3. “Bobby Jean” (from Born in the U.S.A., 1984)

Springsteen released a slew of smash singles from his Born in the U.S.A., but you can make the argument that the best song on the album was a non-single. “Bobby Jean” is one of the finest songs about friendship in the rock canon, in large part because it looks at the concept with untrammeled honesty. Likely inspired by Steve Van Zandt’s decision to leave the E Street Band about that time, the song features a narrator pouring out a mixture of emotions to his departing friend: sorrow at the times they won’t get to spend, anger at the hastiness of the exit, and gratitude for the wonderful times spent. But Springsteen wisely leaves the final section of the song to Clemons, who somehow managed to summon every last one of those conflicting feelings in his notes, each one held so long that they’re the equivalent of a series of long goodbyes.

4. “Spirit in the Night” (from Greetings from Asbury Park, N.J., 1973)

The bulk of Springsteen’s debut album carried a distinct singer/songwriter vibe, because that was the prevalent sound at the time. But Columbia record exec Clive Davis requested some more commercial material after hearing an early mix, and Bruce wrote two more songs as a result: “Blinded by the Light” and “Spirit in the Night.” The latter song, a shaggy-dog tale of youngsters partying with reckless abandon in a mystical lakeside spot, swaggered and swayed unlike anything else on the debut, and that’s largely due to Clemons’ efforts. His solo in the middle portion gave the song a funky edge while hopscotching into all the gaps in drummer Vini Lopez’s stutter-stepping beat.

5. “Independence Day” (from The River, 1980)
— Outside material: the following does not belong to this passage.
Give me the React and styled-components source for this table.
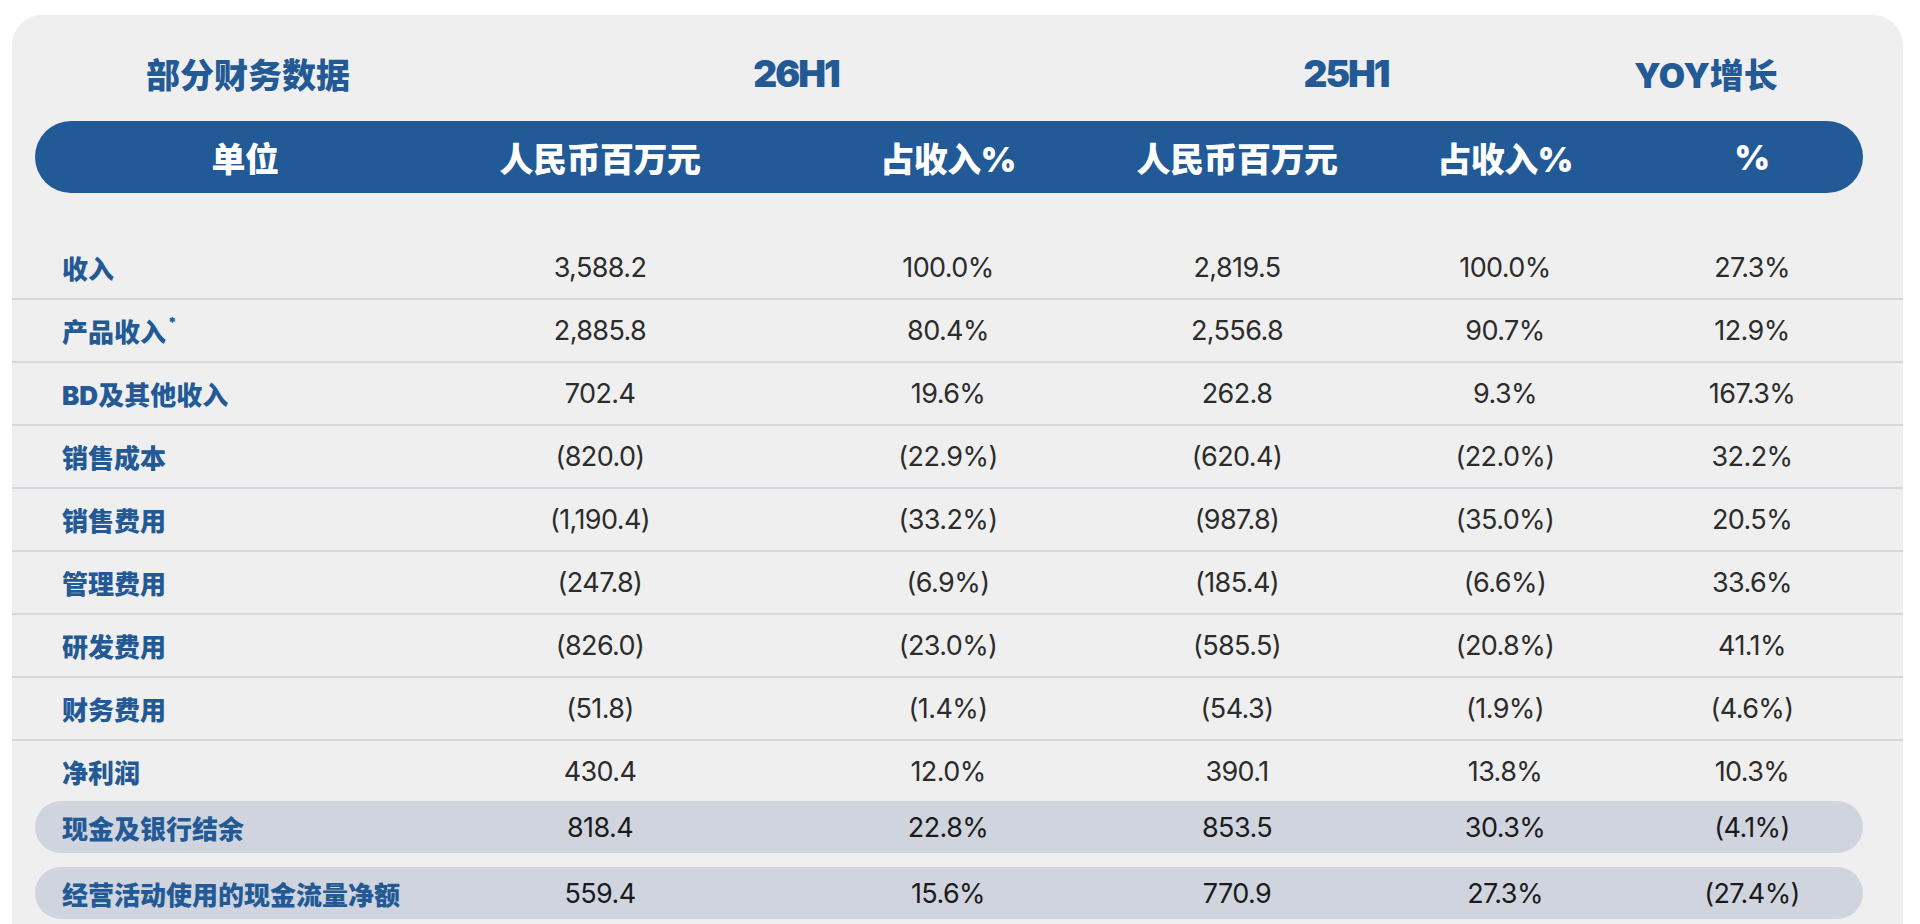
import styled, { createGlobalStyle, css } from "styled-components";

const GlobalStyle = createGlobalStyle`
  html, body {
    margin: 0;
    padding: 0;
    background: #ffffff;
  }
  body {
    font-family: "Inter", "Noto Sans CJK SC", sans-serif;
  }
`

const BLUE = "#235a95";

// column centres line up between the header bar and the data rows
const columns = css`
  display: grid;
  grid-template-columns: 420px 290px 406px 172px 364px 130px 1fr;
  align-items: center;
`

const Panel = styled.div`
  margin: 15px 17px 0 12px;
  padding-bottom: 20px;
  background: #efefef;
  border-radius: 30px 30px 0 0;
`

const TitleRow = styled.div`
  display: grid;
  grid-template-columns: 426px 670px 430px 290px;
  align-items: center;
  height: 72px;
  margin: 0 40px 0 23px;
  padding: 22px 0 12px;
`

const Title = styled.div`
  display: flex;
  justify-content: center;
  white-space: nowrap;
  color: ${BLUE};
  font-family: "Inter", "Noto Sans CJK SC", sans-serif;
  font-size: ${p => p.$latin ? "37px" : "34px"};
  font-weight: 900;
  letter-spacing: ${p => p.$latin ? "-2px" : "0"};
`

const HeaderBar = styled.div`
  ${columns}
  height: 72px;
  margin: 0 40px 0 23px;
  border-radius: 36px;
  background: #225a97;
`

const HeadCell = styled.div`
  display: flex;
  justify-content: center;
  white-space: nowrap;
  color: #ffffff;
  font-family: "Inter", "Noto Sans CJK SC", sans-serif;
  font-size: 34px;
  font-weight: 900;
  letter-spacing: -0.5px;
`

const Body = styled.div`
  margin-top: 44px;
`

const DataRow = styled.div`
  ${columns}
  box-sizing: border-box;
  height: ${p => p.$plain ? "60px" : "63px"};
  padding: 0 40px 0 23px;
  border-bottom: ${p => p.$plain ? "none" : "2px solid #d5d7de"};
`

const HighlightRow = styled.div`
  ${columns}
  height: 52px;
  margin: 0 40px 14px 23px;
  border-radius: 26px;
  background: #d0d4df;
`

const Label = styled.div`
  padding-left: 27px;
  white-space: nowrap;
  color: ${BLUE};
  font-family: "Inter", "Noto Sans CJK SC", sans-serif;
  font-size: 26px;
  font-weight: 900;

  sup {
    font-size: 14px;
    margin-left: 2px;
    position: relative;
    top: -4px;
  }
`

const Value = styled.div`
  display: flex;
  justify-content: center;
  white-space: nowrap;
  color: ${p => p.$dark ? "#1b1b1b" : "#2c2c2c"};
  font-family: "Inter", sans-serif;
  font-size: 27px;
  font-weight: 400;
  letter-spacing: -0.6px;
`

const rows = [
  { label: "收入", values: ["3,588.2", "100.0%", "2,819.5", "100.0%", "27.3%"] },
  { label: "产品收入", star: true, values: ["2,885.8", "80.4%", "2,556.8", "90.7%", "12.9%"] },
  { label: "BD及其他收入", values: ["702.4", "19.6%", "262.8", "9.3%", "167.3%"] },
  { label: "销售成本", values: ["(820.0)", "(22.9%)", "(620.4)", "(22.0%)", "32.2%"] },
  { label: "销售费用", values: ["(1,190.4)", "(33.2%)", "(987.8)", "(35.0%)", "20.5%"] },
  { label: "管理费用", values: ["(247.8)", "(6.9%)", "(185.4)", "(6.6%)", "33.6%"] },
  { label: "研发费用", values: ["(826.0)", "(23.0%)", "(585.5)", "(20.8%)", "41.1%"] },
  { label: "财务费用", values: ["(51.8)", "(1.4%)", "(54.3)", "(1.9%)", "(4.6%)"] },
  { label: "净利润", plain: true, values: ["430.4", "12.0%", "390.1", "13.8%", "10.3%"] },
]

const highlights = [
  { label: "现金及银行结余", values: ["818.4", "22.8%", "853.5", "30.3%", "(4.1%)"] },
  { label: "经营活动使用的现金流量净额", values: ["559.4", "15.6%", "770.9", "27.3%", "(27.4%)"] },
]

const headers = ["单位", "人民币百万元", "占收入%", "人民币百万元", "占收入%", "%"]

const App = () => {
  return (
    <>
      <GlobalStyle />
      <Panel>
        <TitleRow>
          <Title>部分财务数据</Title>
          <Title $latin>26H1</Title>
          <Title $latin>25H1</Title>
          <Title>YOY增长</Title>
        </TitleRow>
        <HeaderBar>
          {headers.map((h, i) => <HeadCell key={i}>{h}</HeadCell>)}
        </HeaderBar>
        <Body>
          {rows.map(r => (
            <DataRow key={r.label} $plain={r.plain}>
              <Label>{r.label}{r.star && <sup>*</sup>}</Label>
              {r.values.map((v, i) => <Value key={i}>{v}</Value>)}
            </DataRow>
          ))}
          {highlights.map(r => (
            <HighlightRow key={r.label}>
              <Label>{r.label}</Label>
              {r.values.map((v, i) => <Value key={i} $dark>{v}</Value>)}
            </HighlightRow>
          ))}
        </Body>
      </Panel>
    </>
  )
}

export default App;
Springsteen had largely left behind the youthful, ne’er-do-well protagonists of his early albums by the time The River rolled around in 1980. The music had to match, so the rock operatic stuff was out in favor of a much starker sound. Yet Clemons proved to be just as indispensable as ever, playing solos that matched the gravitas of the new surroundings. Listen to what he does in the solo to “Independence Day,” Springsteen’s semi-autobiographical look at a frayed father-son relationship. Springsteen is a fine rock singer, but he was wise to have Clemons deliver the emotional expression in songs like this. The Big Man never steered him wrong in that department.